» Supplied data
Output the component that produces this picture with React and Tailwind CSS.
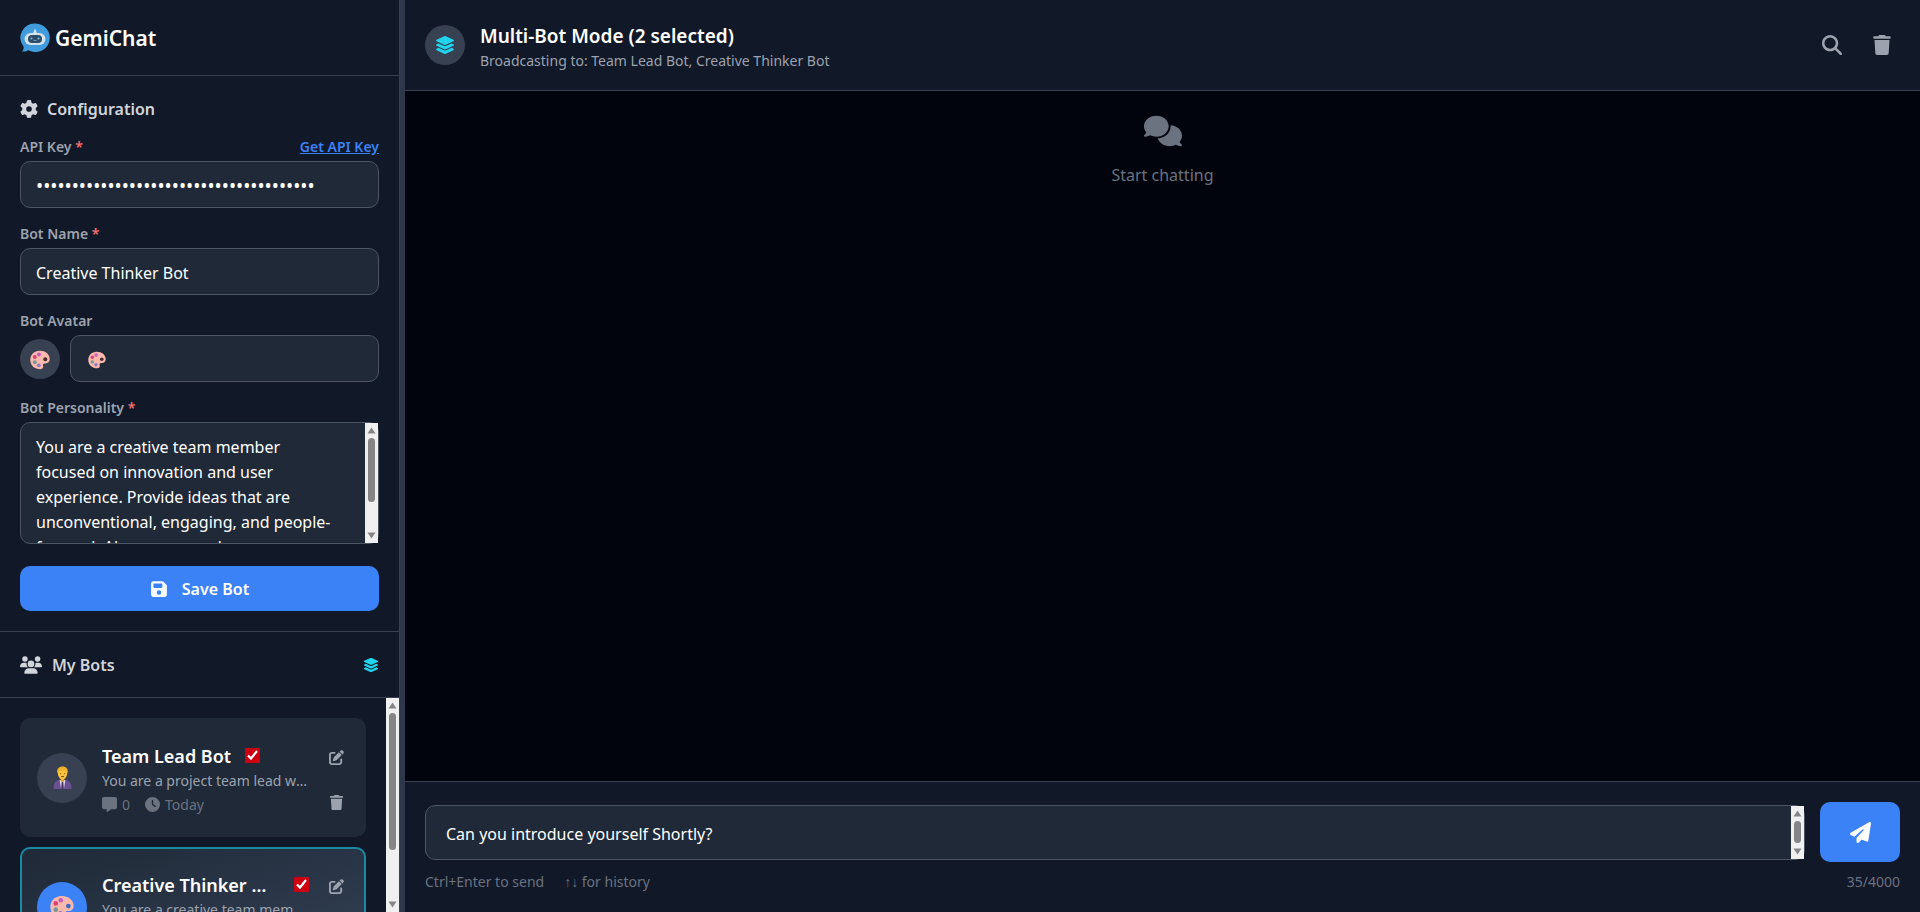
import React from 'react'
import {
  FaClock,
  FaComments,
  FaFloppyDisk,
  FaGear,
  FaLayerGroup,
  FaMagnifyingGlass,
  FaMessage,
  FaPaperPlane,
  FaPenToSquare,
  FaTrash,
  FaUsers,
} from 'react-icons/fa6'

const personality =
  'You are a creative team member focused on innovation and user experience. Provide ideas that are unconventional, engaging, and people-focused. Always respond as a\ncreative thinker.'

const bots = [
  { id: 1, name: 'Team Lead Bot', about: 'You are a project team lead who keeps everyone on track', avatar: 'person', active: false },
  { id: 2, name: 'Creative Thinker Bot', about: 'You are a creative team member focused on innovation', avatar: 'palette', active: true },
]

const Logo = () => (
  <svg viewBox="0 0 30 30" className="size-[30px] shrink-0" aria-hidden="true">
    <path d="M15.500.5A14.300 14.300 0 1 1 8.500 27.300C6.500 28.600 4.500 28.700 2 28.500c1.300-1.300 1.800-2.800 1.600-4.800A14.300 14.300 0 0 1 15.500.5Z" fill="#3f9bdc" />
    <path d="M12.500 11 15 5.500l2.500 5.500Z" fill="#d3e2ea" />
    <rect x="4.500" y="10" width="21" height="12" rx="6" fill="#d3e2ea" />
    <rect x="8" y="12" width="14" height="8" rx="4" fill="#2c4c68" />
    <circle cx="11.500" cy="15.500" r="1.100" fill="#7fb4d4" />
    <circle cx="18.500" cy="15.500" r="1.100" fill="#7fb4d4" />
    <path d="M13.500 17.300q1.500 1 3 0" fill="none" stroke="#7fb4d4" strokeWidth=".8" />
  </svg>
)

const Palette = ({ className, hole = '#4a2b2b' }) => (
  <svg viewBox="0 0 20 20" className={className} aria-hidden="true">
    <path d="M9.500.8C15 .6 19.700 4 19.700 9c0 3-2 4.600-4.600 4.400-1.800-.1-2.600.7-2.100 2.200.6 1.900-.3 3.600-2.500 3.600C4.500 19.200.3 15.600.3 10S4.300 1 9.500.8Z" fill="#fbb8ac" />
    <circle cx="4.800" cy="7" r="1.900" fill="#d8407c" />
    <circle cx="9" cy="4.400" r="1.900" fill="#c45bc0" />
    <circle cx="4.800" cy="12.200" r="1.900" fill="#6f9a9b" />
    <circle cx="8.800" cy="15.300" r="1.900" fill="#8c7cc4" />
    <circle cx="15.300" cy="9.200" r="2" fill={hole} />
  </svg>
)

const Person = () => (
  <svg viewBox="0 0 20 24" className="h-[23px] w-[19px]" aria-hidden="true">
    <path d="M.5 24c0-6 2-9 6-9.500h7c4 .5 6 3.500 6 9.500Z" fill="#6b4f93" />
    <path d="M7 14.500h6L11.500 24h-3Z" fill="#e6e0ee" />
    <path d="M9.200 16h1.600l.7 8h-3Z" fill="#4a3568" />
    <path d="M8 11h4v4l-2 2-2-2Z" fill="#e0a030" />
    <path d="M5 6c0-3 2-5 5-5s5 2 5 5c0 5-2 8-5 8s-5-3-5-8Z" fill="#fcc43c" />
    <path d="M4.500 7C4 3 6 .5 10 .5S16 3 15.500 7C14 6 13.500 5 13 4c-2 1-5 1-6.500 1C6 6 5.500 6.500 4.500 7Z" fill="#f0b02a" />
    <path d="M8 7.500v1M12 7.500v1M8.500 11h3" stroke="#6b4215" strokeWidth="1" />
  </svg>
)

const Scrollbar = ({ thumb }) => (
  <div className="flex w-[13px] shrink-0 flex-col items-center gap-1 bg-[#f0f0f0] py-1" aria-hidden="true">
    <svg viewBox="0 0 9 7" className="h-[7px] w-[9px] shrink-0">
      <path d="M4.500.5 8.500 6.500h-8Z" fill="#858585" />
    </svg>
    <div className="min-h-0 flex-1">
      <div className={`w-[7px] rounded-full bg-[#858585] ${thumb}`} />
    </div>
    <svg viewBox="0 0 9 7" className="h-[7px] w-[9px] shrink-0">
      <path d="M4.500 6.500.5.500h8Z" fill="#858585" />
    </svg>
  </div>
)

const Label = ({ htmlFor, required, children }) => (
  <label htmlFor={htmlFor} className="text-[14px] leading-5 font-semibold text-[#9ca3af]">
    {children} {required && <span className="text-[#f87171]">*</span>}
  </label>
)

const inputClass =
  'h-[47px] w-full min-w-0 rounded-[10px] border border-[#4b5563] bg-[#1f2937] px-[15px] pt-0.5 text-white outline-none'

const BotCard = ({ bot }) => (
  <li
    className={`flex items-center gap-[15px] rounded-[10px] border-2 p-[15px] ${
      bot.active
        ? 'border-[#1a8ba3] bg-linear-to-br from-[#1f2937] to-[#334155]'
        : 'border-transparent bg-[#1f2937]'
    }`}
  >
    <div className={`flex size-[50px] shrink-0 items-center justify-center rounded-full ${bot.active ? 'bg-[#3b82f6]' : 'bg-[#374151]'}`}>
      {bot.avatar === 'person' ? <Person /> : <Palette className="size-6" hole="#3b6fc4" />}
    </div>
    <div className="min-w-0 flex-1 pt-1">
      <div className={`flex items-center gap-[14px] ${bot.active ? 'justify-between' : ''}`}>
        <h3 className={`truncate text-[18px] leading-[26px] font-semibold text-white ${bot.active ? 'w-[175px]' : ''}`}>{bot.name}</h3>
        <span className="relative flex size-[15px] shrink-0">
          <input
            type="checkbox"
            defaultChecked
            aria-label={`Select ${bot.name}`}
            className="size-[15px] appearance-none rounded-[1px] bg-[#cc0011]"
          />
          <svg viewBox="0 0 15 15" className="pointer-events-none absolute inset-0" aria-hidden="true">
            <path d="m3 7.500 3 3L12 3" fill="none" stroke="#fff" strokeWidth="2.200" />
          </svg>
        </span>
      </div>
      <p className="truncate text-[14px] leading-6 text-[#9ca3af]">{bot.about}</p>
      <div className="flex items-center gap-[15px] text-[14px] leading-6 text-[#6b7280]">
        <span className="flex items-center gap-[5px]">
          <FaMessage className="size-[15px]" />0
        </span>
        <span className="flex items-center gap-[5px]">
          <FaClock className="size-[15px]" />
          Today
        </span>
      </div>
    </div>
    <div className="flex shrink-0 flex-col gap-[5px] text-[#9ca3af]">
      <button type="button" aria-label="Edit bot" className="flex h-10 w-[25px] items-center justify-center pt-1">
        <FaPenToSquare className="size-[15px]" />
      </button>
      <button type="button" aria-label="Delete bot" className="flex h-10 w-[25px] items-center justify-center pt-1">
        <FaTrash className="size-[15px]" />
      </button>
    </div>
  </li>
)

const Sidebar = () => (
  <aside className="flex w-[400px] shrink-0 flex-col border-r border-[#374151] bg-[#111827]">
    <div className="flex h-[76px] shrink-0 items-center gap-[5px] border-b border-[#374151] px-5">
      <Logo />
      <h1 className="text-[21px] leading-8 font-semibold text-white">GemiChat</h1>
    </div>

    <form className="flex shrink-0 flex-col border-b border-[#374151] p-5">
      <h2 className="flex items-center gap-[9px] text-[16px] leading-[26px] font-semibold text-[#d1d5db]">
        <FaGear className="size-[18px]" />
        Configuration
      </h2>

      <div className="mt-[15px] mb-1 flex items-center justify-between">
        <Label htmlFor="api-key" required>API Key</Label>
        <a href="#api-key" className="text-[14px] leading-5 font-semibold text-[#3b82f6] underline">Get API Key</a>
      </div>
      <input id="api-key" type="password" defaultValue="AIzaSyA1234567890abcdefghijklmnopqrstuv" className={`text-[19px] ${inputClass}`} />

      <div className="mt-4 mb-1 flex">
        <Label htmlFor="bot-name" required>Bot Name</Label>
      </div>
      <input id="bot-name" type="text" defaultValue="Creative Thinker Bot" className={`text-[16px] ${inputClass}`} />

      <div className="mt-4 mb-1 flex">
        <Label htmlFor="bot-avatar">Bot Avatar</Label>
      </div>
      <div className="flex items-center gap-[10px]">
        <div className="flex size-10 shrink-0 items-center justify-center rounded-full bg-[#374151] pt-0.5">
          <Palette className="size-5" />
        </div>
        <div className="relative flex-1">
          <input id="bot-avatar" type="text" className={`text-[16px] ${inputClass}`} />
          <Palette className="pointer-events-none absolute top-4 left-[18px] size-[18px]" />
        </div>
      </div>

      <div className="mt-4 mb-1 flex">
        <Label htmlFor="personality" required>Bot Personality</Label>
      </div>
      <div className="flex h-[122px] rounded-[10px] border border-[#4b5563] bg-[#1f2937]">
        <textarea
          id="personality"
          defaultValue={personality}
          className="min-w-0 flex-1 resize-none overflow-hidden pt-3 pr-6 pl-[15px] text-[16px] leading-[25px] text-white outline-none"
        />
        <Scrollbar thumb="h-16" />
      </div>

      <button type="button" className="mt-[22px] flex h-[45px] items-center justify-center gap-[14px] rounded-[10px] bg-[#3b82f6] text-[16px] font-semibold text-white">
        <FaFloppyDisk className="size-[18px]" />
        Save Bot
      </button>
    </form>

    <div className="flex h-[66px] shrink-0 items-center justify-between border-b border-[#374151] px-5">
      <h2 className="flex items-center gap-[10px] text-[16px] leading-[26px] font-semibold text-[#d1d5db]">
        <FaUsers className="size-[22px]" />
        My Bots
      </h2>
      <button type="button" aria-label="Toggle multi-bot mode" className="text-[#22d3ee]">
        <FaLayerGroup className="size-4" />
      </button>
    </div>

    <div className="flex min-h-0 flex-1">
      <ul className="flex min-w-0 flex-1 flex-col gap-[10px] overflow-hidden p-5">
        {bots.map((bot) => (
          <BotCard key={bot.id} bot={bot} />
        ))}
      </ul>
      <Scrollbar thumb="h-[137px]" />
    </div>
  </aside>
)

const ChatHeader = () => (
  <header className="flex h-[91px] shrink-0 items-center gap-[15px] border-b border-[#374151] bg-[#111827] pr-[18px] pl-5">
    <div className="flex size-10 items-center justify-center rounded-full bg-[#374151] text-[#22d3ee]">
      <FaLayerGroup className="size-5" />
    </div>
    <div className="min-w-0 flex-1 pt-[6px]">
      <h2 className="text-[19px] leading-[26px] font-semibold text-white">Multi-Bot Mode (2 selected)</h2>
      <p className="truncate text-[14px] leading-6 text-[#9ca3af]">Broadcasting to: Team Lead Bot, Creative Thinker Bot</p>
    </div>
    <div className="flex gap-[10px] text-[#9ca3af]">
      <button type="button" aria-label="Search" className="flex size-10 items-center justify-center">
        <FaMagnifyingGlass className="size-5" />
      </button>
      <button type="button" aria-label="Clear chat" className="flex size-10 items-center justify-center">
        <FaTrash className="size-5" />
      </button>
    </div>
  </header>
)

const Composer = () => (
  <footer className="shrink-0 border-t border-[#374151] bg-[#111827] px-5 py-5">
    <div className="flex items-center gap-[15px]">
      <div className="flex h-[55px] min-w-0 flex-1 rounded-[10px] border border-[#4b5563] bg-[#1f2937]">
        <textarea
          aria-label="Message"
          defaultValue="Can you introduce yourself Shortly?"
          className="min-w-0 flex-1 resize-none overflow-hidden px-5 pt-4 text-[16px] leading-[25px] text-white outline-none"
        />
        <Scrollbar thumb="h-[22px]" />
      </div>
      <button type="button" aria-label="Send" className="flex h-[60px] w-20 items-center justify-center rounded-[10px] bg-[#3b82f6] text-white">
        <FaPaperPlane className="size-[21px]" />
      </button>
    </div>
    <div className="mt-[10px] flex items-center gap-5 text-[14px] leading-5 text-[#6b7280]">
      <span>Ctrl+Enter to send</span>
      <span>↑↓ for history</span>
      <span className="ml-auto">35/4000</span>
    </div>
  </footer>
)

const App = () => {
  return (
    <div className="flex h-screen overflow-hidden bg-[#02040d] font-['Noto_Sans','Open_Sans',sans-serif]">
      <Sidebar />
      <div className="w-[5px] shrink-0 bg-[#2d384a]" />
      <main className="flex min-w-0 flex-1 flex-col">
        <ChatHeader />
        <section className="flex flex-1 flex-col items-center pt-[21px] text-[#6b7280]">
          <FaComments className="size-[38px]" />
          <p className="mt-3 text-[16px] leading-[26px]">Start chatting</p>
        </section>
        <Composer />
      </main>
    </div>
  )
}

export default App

» Request
In the data above, please extract the lines from the first one through the line with "as a\ncreative thinker.'", exactly, and keep pictures out.

» Task result
Output the component that produces this picture with React and Tailwind CSS.
import React from 'react'
import {
  FaClock,
  FaComments,
  FaFloppyDisk,
  FaGear,
  FaLayerGroup,
  FaMagnifyingGlass,
  FaMessage,
  FaPaperPlane,
  FaPenToSquare,
  FaTrash,
  FaUsers,
} from 'react-icons/fa6'

const personality =
  'You are a creative team member focused on innovation and user experience. Provide ideas that are unconventional, engaging, and people-focused. Always respond as a\ncreative thinker.'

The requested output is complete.